The constitutional questions that prevent the county from ordering Hedges to stand down have also complicated the process itself. In the normal course of things, Edge said, an employee in Hoving's position would still be at work while the subject of the accusations--Hedges--would be on leave.

Instead, since Hedges declined, county human resources officials opted to put Hoving out on leave in the interest of keeping the office functioning.

But the county isn't paying for all of Hedge's legal bills. A judge recently turned back Hedge's request that the county be required to. The judge said the county would likely have to pay to defend Hedges in some instances, but not others.

Hedges is upset about that decision, saying: "Our position is they have a duty and responsibility to provide the sheriff with competent counsel for anything that the sheriff does within the course and scope of his duties."

Hoving's attorney, Michael P. Stone, said in a statement that any lawsuit is likely to seek far more compensation than the $1.25 million mentioned in the claim to the county, in part because it will likely be difficult for Hoving to return to his job or find another.

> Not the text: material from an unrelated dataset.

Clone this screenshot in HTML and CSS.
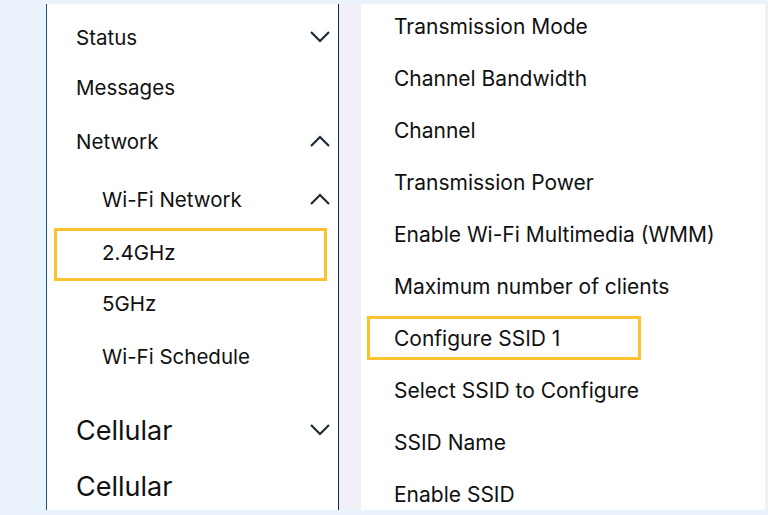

He said his client would "in my opinion, be nuts" to return to work at "that snakepit."

Stone, who also teaches constitutional law classes, said Hedges' taping was so far over the line, his students wouldn't even question the notion.

"It's sort of like this: If I were to lay out the facts of this case in a 'hypothetical' to them and ask them if they think it is (1) legal, or (2) a good idea, the response would be 'Well, no-duh!'"


Already, the cloud over Hedges is causing some troubles. At an Oct. 2 Board of Supervisors meeting--Hedges was attending for another matter--supervisors publicly scrapped a "strategic planning session" they had sought with Hedges, the D.A.'s office, and Probation for the following week to discuss a variety of law enforcement and crime-related issues.

Edge said "various distractions" in the news led to the cancellation.

Ovitt and Gibson were more specific. Both said that the investigation into Hedges led to the cancellation. The investigation, in Ovitt's words, made it "unlikely that that meeting would be productive."